Le vendredi 30 novembre 2018 à 12:30 -0800, Eric Anholt a écrit :
> Paul Kocialkowski <paul.kocialkowski@...tlin.com> writes:
> 
> > In order to test whether the load tracker is working as expected, we
> > need the ability to compare the commit result with the underrun
> > indication. With the load tracker always enabled, commits that are
> > expected to trigger an underrun are always rejected, so userspace
> > cannot get the actual underrun indication from the hardware.
> > 
> > Add a debugfs entry to disable/enable the load tracker, so that a DRM
> > commit expected to trigger an underrun can go through with the load
> > tracker disabled. The underrun indication is then available to
> > userspace and can be checked against the commit result with the load
> > tracker enabled.
> > 
> > Signed-off-by: Paul Kocialkowski <paul.kocialkowski@...tlin.com>
> 
> Given that the load tracker is going to be conservative and say things
> will underrun even when they might not in practice, will this actually
> be useful for automated testing?  Or is the intent to make it easier to
> tune the load tracker by disabling it so that you can experiment freely?
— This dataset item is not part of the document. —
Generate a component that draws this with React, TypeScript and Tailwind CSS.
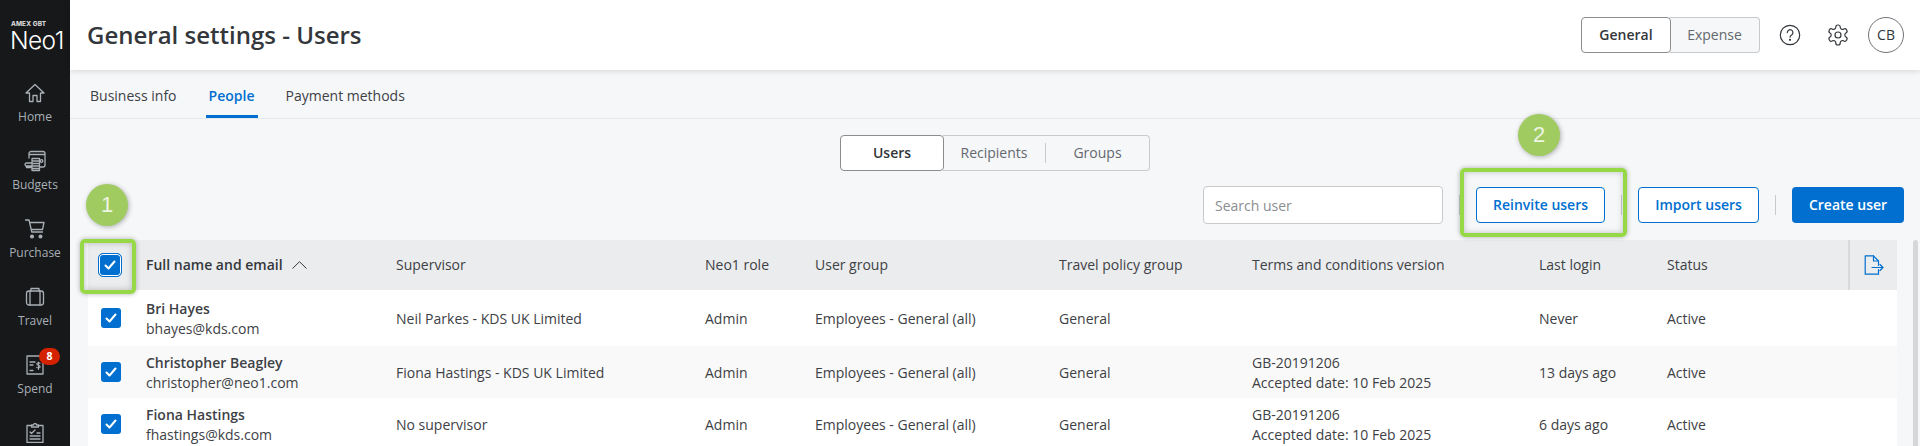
import React from "react";

function NavIcon({ name }: { name: string }) {
  const common = {
    fill: "none",
    stroke: "#a9afb5",
    strokeWidth: 1.3,
    strokeLinejoin: "round" as const,
    strokeLinecap: "round" as const,
  };
  if (name === "Home")
    return (
      <svg width="20" height="20" viewBox="0 0 20 20" {...common}>
        <path d="M1 10 10 1.500 19 10h-3.500v8.500h-3.500v-6h-4v6H4.500V10z" />
      </svg>
    );
  if (name === "Budgets")
    return (
      <svg width="22" height="22" viewBox="0 0 22 22" {...common}>
        <path d="M5 8V3.500a2 2 0 0 1 2-2h12a2 2 0 0 1 2 2V15a2 2 0 0 1-2 2h-3M5 4.500h16" />
        <circle cx="17.500" cy="11" r="1.300" />
        <path d="M8 8.500h7.500V20.500H8zM8 11h7.500M8 13.500h7.500M8 16h7.500M8 18.500h7.500M8 13H2.500a1.500 1.500 0 0 0 0 3H8M8 16H2.500a1.500 1.500 0 0 0 0 1.500H8" />
      </svg>
    );
  if (name === "Purchase")
    return (
      <svg width="20" height="20" viewBox="0 0 20 20" {...common}>
        <path d="M.5 1H4l2.800 12h10.700M4.600 3.500h14.400l-1.500 7H6.200" />
        <circle cx="7" cy="17.500" r="1.400" fill="#a9afb5" />
        <circle cx="15.500" cy="17.500" r="1.400" fill="#a9afb5" />
      </svg>
    );
  if (name === "Travel")
    return (
      <svg width="20" height="20" viewBox="0 0 20 20" {...common}>
        <rect x="1.500" y="4" width="17" height="14" rx="2.500" />
        <path d="M6 4V1.500h8V4M5 4v14M15 4v14" />
      </svg>
    );
  if (name === "Spend")
    return (
      <svg width="18" height="20" viewBox="0 0 18 20" {...common}>
        <path d="M1 1h16v18H1zM4 7h5M4 10h3" />
        <path d="M14 8.500c-.5-1-3.200-1-3.200.6 0 1.700 3.300.9 3.300 2.700 0 1.600-2.800 1.500-3.400.5M12.500 7v7.500" strokeWidth="1.100" />
        <path d="M4 15.500h3" />
      </svg>
    );
  return (
    <svg width="18" height="20" viewBox="0 0 18 20" {...common}>
      <path d="M5.500 2.500H1v17h16v-17h-4.500M5.500 4V2h2a1.500 1.500 0 0 1 3 0h2v2z" />
      <path d="M4 9l1.500 1.500L9 7M4 13h10M4 16h10M11 10h3" />
    </svg>
  );
}

const nav = ["Home", "Budgets", "Purchase", "Travel", "Spend", "Approvals"];

function Check({ focus = false }: { focus?: boolean }) {
  return (
    <span
      className={
        focus
          ? "flex h-[24px] w-[24px] items-center justify-center rounded-[5px] border border-[#006fcf] bg-[#006fcf] shadow-[inset_0_0_0_1px_#ffffff]"
          : "flex h-[20px] w-[20px] items-center justify-center rounded-[3px] bg-[#006fcf]"
      }
    >
      <svg width="12" height="10" viewBox="0 0 12 10" fill="none" stroke="#fff" strokeWidth="2" strokeLinecap="round" strokeLinejoin="round">
        <path d="M1.500 5.500 4.500 8.500 10.500 1.500" />
      </svg>
    </span>
  );
}

const cols =
  "grid grid-cols-[58px_250px_309px_110px_244px_193px_287px_128px_181px_49px] items-center";

const rows = [
  {
    name: "Bri Hayes",
    email: "bhayes@kds.com",
    sup: "Neil Parkes - KDS UK Limited",
    terms: null,
    login: "Never",
    h: "h-[56px] bg-white",
  },
  {
    name: "Christopher Beagley",
    email: "christopher@neo1.com",
    sup: "Fiona Hastings - KDS UK Limited",
    terms: "10 Feb 2025",
    login: "13 days ago",
    h: "h-[52px] bg-[#f9f9f9]",
  },
  {
    name: "Fiona Hastings",
    email: "fhastings@kds.com",
    sup: "No supervisor",
    terms: "10 Feb 2025",
    login: "6 days ago",
    h: "h-[52px] bg-white",
  },
];

export default function App() {
  return (
    <div className="relative flex h-[446px] w-[1920px] overflow-hidden bg-[#f6f7f9] font-['Open_Sans',sans-serif] text-[14px] leading-[20px] text-[#3d4145]">
      <aside className="flex w-[70px] shrink-0 flex-col items-center bg-[#16181a]">
        <div className="flex h-[70px] w-full shrink-0 flex-col pl-[10px] pt-[20px] font-['Inter',sans-serif] text-white">
          <span className="pl-px text-[6.500px] font-bold leading-[9px] tracking-[0.1px] text-[#e4e4e4]">AMEX GBT</span>
          <span className="mt-[-1px] text-[24.500px] font-light leading-[24px] tracking-[-0.6px]">Neo1</span>
        </div>
        <div className="shrink-0 pt-[12px]">
          {nav.map((n) => (
            <div key={n} className="relative flex h-[68px] w-[70px] flex-col items-center">
              <span className="flex h-[22px] items-center justify-center">
                <NavIcon name={n} />
              </span>
              <span className="mt-[5px] text-[12px] leading-[16px] text-[#a9afb5]">{n === "Approvals" ? "" : n}</span>
              {n === "Spend" && (
                <span className="absolute left-[39px] top-[-6px] flex h-[17px] w-[21px] items-center justify-center rounded-full bg-[#d42200] text-[10.500px] font-bold leading-none text-white">
                  8
                </span>
              )}
            </div>
          ))}
        </div>
      </aside>

      <main className="flex min-w-0 flex-1 flex-col">
        <header className="relative z-10 flex h-[70px] shrink-0 items-center justify-between bg-white pl-[17px] pr-[16px] shadow-[0_1px_6px_rgba(0,0,0,0.14)]">
          <h1 className="text-[24px] font-semibold leading-[32px] text-[#33373b]">General settings - Users</h1>
          <div className="flex items-center">
            <div className="flex h-[36px] text-[14px]">
              <span className="z-10 flex w-[90px] items-center justify-center rounded-[4px] border border-[#8a8d90] bg-white font-semibold text-[#33373b]">General</span>
              <span className="ml-[-1px] flex w-[90px] items-center justify-center rounded-r-[4px] border border-l-0 border-[#c8cacc] bg-[#f6f7f9] text-[#63686d]">Expense</span>
            </div>
            <svg className="ml-[19px]" width="22" height="22" viewBox="0 0 22 22" fill="none" stroke="#33373b" strokeWidth="1.200" strokeLinecap="round">
              <circle cx="11" cy="11" r="9.700" />
              <path d="M8.300 8.600a2.800 2.800 0 1 1 4.300 2.300c-1 .6-1.600 1.100-1.600 2.300" />
              <circle cx="11" cy="15.800" r=".5" fill="#33373b" />
            </svg>
            <svg className="ml-[25px]" width="24" height="24" viewBox="0 0 24 24" fill="none" stroke="#33373b" strokeWidth="1.200" strokeLinecap="round" strokeLinejoin="round">
              <path d="M12.220 2h-.44a2 2 0 0 0-2 2v.18a2 2 0 0 1-1 1.730l-.43.250a2 2 0 0 1-2 0l-.150-.08a2 2 0 0 0-2.730.730l-.220.380a2 2 0 0 0 .730 2.730l.150.100a2 2 0 0 1 1 1.720v.510a2 2 0 0 1-1 1.740l-.150.090a2 2 0 0 0-.730 2.730l.220.380a2 2 0 0 0 2.730.730l.150-.080a2 2 0 0 1 2 0l.430.250a2 2 0 0 1 1 1.730V20a2 2 0 0 0 2 2h.44a2 2 0 0 0 2-2v-.18a2 2 0 0 1 1-1.730l.430-.250a2 2 0 0 1 2 0l.150.080a2 2 0 0 0 2.730-.730l.220-.390a2 2 0 0 0-.730-2.730l-.150-.080a2 2 0 0 1-1-1.740v-.500a2 2 0 0 1 1-1.740l.150-.090a2 2 0 0 0 .730-2.730l-.220-.380a2 2 0 0 0-2.730-.730l-.150.080a2 2 0 0 1-2 0l-.430-.250a2 2 0 0 1-1-1.730V4a2 2 0 0 0-2-2z" />
              <circle cx="12" cy="12" r="3" />
            </svg>
            <span className="ml-[18px] flex h-[36px] w-[36px] items-center justify-center rounded-full border border-[#6e7378] font-medium text-[#33373b]">CB</span>
          </div>
        </header>

        <nav className="flex h-[49px] shrink-0 items-end gap-[25px] border-b border-[#e6e8eb] pl-[16px]">
          <span className="flex h-[45px] items-center px-[4px]">Business info</span>
          <span className="flex h-[45px] w-[52px] items-center justify-center border-b-[3px] border-[#006fcf] pt-[3px] font-semibold text-[#006fcf]">People</span>
          <span className="ml-[-1px] flex h-[45px] items-center px-[4px]">Payment methods</span>
        </nav>

        <div className="flex shrink-0 justify-center pt-[16px]">
          <div className="flex h-[36px] rounded-[4px] text-[14px]">
            <span className="z-10 flex w-[104px] items-center justify-center rounded-[4px] border border-[#8a8d90] bg-white font-semibold text-[#33373b]">Users</span>
            <div className="ml-[-1px] flex items-center rounded-r-[4px] border border-l-0 border-[#c8cacc] text-[#63686d]">
              <span className="flex h-[20px] w-[103px] items-center justify-center border-r border-[#c8cacc]">Recipients</span>
              <span className="flex w-[103px] items-center justify-center">Groups</span>
            </div>
          </div>
        </div>

        <div className="mt-[15px] flex h-[38px] shrink-0 items-center justify-end pr-[16px]">
          <input
            readOnly
            placeholder="Search user"
            className="h-[38px] w-[240px] rounded-[4px] border border-[#c8cacc] bg-white px-[11px] text-[14px] outline-none placeholder:text-[#8a8d90]"
          />
          <span className="mx-[16px] h-[20px] w-px bg-[#c8cacc]" />
          <button className="h-[36px] w-[129px] rounded-[4px] border border-[#006fcf] bg-white font-semibold text-[#006fcf]">Reinvite users</button>
          <span className="mx-[16px] h-[20px] w-px bg-[#c8cacc]" />
          <button className="h-[36px] w-[121px] rounded-[4px] border border-[#006fcf] bg-white font-semibold text-[#006fcf]">Import users</button>
          <span className="mx-[16px] h-[20px] w-px bg-[#c8cacc]" />
          <button className="h-[36px] w-[112px] rounded-[4px] bg-[#006fcf] font-semibold text-white">Create user</button>
        </div>

        <div className="mt-[16px] flex min-h-0 flex-1 pl-[18px]">
          <div className="w-[1809px] shrink-0">
            <div className={`${cols} h-[50px] bg-[#ebecee]`}>
              <span className="flex pl-[10px]">
                <Check focus />
              </span>
              <span className="flex items-center font-semibold text-[#33373b]">
                Full name and email
                <svg className="ml-[9px]" width="15" height="8" viewBox="0 0 15 8" fill="none" stroke="#33373b" strokeWidth="1">
                  <path d="M.5 7.500 7.500.7l7 6.800" />
                </svg>
              </span>
              <span>Supervisor</span>
              <span>Neo1 role</span>
              <span>User group</span>
              <span>Travel policy group</span>
              <span>Terms and conditions version</span>
              <span>Last login</span>
              <span>Status</span>
              <span className="flex h-[50px] items-center border-l-2 border-[#d7d9db] pl-[14px]">
                <svg width="20" height="20" viewBox="0 0 20 20" fill="none" stroke="#006fcf" strokeWidth="1.200" strokeLinejoin="round" strokeLinecap="round">
                  <path d="M14.500 10.500V6L9.500.8H1.200v18.400h13.300V14.500" />
                  <path d="M9.500.8V6h5M8 12.500h11M16 9.500l3 3-3 3" />
                </svg>
              </span>
            </div>
            {rows.map((r) => (
              <div key={r.name} className={`${cols} ${r.h} pt-[2px]`}>
                <span className="mt-[-2px] flex pl-[13px]">
                  <Check />
                </span>
                <span className="flex flex-col">
                  <span className="font-semibold text-[#3d4145]">{r.name}</span>
                  <span>{r.email}</span>
                </span>
                <span>{r.sup}</span>
                <span>Admin</span>
                <span>Employees - General (all)</span>
                <span>General</span>
                <span className="flex flex-col">
                  {r.terms && (
                    <>
                      <span>GB-20191206</span>
                      <span>Accepted date: {r.terms}</span>
                    </>
                  )}
                </span>
                <span>{r.login}</span>
                <span>Active</span>
                <span />
              </div>
            ))}
          </div>
          <div className="flex w-[23px] shrink-0 justify-end pr-[2px]">
            <div className="h-full w-[5px] rounded-t-[3px] bg-[#d5d7d9]" />
          </div>
        </div>
      </main>

      {/* Tutorial annotations lying over the page */}
      <div className="pointer-events-none absolute left-[80px] top-[239px] h-[55px] w-[56px] rounded-[5px] border-[4px] border-[#97d846] shadow-[0_0_5px_rgba(0,0,0,0.3),inset_0_0_6px_rgba(0,0,0,0.22)]" />
      <div className="pointer-events-none absolute left-[1460px] top-[168px] h-[69px] w-[167px] rounded-[5px] border-[4px] border-[#97d846] shadow-[0_0_5px_rgba(0,0,0,0.3),inset_0_0_6px_rgba(0,0,0,0.22)]" />
      <div className="pointer-events-none absolute left-[86px] top-[184px] flex h-[42px] w-[42px] items-center justify-center rounded-full bg-[#9fcb60] font-['Liberation_Sans',sans-serif] text-[22px] text-[#eef5e4] shadow-[1px_1px_5px_rgba(0,0,0,0.3)]">1</div>
      <div className="pointer-events-none absolute left-[1518px] top-[114px] flex h-[42px] w-[42px] items-center justify-center rounded-full bg-[#9fcb60] font-['Liberation_Sans',sans-serif] text-[22px] text-[#eef5e4] shadow-[1px_1px_5px_rgba(0,0,0,0.3)]">2</div>
    </div>
  );
}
The intent here is to be able to compare the load tracker's result with
the underrun indication from the HVS.

The idea is to have the following testing scheme:
1. enable the load tracker
2. try a commit and get the errno if it fails
3. disable the load tracker
4. do the commit
5. wait for vblank and get the underrun indication
6. check that the underrun occurs when errno == -ENOSPC

This way, we can find out when the load tracker gave us a false
positive and refine the load calculation.